* BEGIN *

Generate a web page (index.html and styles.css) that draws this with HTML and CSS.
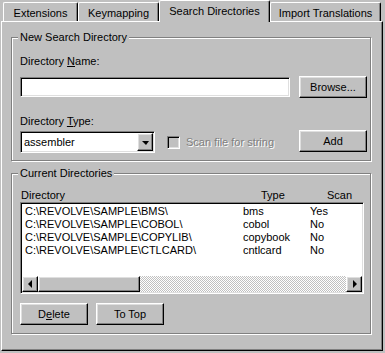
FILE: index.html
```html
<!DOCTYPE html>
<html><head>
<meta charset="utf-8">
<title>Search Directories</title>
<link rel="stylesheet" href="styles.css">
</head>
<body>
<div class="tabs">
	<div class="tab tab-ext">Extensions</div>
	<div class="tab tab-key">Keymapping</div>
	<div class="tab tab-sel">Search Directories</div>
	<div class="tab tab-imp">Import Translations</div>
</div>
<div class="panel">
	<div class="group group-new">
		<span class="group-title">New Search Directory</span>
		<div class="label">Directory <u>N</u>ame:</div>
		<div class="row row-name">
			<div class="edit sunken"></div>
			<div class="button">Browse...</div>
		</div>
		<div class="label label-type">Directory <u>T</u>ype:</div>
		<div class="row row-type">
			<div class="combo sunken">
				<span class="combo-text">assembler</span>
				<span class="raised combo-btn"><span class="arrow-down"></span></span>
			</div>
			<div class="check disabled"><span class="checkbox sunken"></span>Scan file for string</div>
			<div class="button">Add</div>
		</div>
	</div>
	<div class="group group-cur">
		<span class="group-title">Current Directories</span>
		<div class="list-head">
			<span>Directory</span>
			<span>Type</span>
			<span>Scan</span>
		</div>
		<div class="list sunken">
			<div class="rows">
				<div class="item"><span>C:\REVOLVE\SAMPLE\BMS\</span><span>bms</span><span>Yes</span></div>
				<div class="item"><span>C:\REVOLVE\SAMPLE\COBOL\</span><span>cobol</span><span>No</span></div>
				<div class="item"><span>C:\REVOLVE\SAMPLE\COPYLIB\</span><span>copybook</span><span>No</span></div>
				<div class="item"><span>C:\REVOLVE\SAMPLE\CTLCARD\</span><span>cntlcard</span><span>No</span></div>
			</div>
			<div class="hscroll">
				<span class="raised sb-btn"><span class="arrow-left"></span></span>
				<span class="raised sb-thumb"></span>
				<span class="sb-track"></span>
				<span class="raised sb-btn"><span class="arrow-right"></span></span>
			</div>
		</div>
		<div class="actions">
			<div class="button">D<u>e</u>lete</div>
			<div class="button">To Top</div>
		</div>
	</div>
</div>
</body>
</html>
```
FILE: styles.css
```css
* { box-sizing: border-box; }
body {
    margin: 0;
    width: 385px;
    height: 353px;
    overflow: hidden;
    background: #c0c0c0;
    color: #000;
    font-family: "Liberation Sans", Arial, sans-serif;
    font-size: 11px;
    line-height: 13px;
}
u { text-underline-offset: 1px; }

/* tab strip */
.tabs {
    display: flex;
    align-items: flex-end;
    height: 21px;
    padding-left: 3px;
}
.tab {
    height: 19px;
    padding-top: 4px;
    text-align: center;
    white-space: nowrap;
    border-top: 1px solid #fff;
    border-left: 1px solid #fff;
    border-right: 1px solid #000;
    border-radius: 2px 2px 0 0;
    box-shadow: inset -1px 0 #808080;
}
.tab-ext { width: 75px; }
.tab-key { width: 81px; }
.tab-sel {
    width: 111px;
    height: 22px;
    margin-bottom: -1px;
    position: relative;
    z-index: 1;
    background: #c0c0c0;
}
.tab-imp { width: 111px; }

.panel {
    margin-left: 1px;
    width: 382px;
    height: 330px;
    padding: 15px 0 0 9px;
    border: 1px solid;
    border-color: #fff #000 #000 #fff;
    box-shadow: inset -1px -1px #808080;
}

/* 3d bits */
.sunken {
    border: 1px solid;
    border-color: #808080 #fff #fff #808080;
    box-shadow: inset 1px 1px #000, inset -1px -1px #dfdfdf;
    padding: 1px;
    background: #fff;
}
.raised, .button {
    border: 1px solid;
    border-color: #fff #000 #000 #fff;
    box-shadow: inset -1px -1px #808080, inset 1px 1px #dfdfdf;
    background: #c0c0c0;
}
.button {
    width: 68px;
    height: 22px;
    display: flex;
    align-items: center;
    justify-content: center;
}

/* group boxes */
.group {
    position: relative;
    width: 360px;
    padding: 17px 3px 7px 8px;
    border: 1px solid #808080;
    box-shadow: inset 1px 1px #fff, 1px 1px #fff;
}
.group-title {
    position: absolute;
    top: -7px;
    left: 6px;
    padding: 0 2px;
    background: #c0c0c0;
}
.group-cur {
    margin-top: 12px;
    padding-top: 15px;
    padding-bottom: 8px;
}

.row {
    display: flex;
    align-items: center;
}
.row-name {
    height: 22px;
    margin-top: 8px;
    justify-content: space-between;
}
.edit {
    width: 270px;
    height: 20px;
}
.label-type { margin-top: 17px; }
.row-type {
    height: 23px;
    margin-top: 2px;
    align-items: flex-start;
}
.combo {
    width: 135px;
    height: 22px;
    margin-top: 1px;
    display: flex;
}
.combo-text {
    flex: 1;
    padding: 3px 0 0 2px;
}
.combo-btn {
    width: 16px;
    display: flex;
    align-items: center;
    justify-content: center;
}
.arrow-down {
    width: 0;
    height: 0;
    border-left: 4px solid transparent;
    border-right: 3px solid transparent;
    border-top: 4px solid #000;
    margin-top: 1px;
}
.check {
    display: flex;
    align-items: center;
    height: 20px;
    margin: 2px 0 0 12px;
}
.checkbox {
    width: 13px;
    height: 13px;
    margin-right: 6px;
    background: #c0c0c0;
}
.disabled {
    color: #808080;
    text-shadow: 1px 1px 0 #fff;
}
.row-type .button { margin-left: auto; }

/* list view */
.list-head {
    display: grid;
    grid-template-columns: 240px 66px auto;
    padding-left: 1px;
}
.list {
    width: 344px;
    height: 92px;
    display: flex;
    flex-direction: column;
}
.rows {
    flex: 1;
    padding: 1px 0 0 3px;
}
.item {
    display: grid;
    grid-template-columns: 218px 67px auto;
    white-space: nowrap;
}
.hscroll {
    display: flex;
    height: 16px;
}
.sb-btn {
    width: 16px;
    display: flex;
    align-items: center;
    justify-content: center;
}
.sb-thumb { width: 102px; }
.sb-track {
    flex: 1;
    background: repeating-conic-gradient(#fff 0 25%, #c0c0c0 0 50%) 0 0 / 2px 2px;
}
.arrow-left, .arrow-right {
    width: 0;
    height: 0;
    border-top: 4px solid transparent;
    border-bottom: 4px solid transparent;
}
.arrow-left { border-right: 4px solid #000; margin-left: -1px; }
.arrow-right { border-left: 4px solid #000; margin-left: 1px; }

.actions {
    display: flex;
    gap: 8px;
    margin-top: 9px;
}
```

* END *
* BEGIN *

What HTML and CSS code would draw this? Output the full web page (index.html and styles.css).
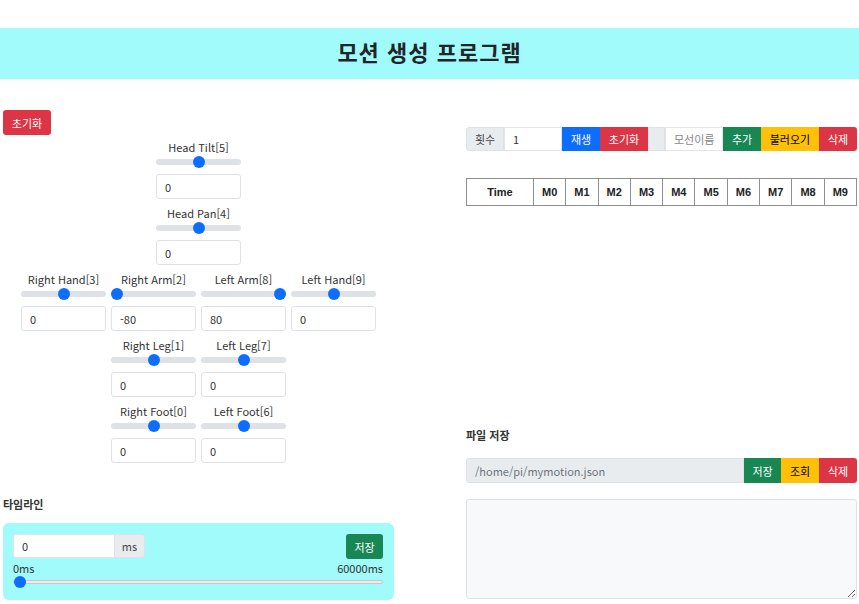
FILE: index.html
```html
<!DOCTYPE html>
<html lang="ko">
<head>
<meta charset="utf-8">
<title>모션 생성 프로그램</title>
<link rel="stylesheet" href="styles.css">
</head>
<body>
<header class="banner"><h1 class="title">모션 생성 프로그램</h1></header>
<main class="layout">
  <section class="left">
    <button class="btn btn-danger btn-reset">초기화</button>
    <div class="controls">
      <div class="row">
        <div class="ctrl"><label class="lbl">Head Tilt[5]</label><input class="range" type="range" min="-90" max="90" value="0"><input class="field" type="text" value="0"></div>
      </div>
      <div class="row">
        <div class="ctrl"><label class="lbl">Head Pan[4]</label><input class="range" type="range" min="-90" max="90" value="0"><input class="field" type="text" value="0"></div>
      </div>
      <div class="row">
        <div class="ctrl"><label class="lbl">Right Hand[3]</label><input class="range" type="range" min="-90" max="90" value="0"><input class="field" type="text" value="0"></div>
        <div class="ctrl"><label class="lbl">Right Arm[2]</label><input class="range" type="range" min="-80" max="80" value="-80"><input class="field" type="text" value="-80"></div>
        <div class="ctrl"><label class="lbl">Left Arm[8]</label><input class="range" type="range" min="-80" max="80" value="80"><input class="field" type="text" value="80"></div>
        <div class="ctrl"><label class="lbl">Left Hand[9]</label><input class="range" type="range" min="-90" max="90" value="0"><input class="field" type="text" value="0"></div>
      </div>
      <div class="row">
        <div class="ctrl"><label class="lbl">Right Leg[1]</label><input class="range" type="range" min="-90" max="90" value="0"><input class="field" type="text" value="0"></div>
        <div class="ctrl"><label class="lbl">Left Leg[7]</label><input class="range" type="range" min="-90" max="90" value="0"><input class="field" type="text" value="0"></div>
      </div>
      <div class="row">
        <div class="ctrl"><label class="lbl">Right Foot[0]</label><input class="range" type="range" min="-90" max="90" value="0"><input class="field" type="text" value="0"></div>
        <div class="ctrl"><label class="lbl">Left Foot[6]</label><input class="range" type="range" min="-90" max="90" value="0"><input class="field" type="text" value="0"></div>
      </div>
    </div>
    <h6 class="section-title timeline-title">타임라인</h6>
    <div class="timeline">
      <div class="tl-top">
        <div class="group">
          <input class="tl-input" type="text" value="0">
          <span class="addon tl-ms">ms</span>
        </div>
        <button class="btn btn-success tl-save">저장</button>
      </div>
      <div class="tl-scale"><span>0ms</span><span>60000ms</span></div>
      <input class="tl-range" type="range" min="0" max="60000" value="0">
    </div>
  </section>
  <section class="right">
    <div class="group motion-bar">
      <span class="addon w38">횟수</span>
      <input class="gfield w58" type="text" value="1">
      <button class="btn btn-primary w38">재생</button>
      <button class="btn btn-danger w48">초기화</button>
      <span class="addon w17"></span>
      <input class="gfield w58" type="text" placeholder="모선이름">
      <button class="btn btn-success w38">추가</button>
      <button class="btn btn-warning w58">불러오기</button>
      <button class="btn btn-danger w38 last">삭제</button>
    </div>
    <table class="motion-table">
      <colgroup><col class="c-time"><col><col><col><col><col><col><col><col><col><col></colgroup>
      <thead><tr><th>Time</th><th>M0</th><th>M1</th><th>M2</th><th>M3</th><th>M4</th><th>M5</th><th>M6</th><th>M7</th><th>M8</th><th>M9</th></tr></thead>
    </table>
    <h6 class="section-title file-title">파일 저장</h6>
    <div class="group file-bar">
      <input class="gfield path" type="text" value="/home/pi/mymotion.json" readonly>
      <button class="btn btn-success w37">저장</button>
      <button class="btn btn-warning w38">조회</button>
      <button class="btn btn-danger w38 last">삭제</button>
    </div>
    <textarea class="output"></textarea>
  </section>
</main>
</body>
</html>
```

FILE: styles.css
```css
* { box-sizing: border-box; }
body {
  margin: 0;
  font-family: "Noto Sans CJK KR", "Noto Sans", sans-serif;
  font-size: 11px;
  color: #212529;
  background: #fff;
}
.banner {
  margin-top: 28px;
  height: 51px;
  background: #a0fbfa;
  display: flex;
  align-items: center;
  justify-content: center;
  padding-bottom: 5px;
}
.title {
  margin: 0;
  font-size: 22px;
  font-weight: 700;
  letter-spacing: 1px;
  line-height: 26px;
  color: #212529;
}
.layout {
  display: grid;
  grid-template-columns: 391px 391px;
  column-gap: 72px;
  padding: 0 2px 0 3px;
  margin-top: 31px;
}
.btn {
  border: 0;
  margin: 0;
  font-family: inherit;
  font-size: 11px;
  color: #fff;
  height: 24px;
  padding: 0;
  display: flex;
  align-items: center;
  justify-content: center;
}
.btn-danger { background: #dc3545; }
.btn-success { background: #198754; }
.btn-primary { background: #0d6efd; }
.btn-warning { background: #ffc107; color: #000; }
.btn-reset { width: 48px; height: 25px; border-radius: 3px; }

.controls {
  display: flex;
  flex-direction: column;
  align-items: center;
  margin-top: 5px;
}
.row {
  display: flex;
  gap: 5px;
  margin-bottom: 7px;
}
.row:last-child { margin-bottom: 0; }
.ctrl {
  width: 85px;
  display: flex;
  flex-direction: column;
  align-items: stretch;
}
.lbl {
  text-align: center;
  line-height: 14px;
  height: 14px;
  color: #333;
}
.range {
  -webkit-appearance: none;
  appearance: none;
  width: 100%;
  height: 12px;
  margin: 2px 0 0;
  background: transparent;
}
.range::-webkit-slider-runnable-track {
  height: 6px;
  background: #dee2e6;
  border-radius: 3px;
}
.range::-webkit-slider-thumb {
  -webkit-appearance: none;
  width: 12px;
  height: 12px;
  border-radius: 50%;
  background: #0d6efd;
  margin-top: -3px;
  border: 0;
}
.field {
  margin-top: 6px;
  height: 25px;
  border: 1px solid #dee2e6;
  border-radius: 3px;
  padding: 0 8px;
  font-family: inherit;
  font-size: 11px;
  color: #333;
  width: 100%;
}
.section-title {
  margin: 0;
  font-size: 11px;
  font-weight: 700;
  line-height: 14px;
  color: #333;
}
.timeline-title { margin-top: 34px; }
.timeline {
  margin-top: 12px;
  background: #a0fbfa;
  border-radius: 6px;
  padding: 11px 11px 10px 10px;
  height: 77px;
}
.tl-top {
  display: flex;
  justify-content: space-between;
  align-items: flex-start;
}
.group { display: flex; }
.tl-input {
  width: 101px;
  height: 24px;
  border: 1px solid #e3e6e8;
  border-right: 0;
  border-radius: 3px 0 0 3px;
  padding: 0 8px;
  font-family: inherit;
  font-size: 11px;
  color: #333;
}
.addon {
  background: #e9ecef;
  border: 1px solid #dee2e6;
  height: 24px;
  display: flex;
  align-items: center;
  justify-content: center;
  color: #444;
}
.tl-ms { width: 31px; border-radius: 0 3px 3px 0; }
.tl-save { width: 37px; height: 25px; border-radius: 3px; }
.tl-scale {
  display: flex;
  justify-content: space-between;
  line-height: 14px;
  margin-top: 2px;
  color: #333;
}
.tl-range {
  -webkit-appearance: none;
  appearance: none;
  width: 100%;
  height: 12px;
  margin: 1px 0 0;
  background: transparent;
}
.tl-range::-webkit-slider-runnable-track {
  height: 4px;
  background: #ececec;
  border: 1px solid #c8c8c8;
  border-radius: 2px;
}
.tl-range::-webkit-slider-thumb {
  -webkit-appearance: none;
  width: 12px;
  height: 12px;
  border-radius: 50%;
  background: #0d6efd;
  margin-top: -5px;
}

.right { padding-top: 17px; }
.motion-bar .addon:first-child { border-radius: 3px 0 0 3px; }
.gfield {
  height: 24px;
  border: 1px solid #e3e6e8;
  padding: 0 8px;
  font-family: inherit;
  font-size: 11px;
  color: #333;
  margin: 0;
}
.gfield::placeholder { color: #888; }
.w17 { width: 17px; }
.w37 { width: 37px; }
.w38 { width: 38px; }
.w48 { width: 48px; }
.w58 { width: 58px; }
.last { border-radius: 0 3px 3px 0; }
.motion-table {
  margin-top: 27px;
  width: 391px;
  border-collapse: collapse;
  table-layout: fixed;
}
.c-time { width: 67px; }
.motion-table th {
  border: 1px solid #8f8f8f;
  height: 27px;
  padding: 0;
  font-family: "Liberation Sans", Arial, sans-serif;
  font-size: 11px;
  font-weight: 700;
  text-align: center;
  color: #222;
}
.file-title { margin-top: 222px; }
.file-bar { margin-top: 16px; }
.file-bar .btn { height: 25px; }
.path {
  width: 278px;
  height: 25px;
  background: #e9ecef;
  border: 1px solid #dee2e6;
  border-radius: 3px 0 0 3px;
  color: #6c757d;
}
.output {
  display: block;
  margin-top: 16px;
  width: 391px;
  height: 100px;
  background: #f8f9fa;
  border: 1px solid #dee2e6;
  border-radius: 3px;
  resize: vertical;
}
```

* END *

* What this task involves *
Copy each line of the entries that includes the word "page".

* Response to the exercise *
Generate a web page (index.html and styles.css) that draws this with HTML and CSS.
What HTML and CSS code would draw this? Output the full web page (index.html and styles.css).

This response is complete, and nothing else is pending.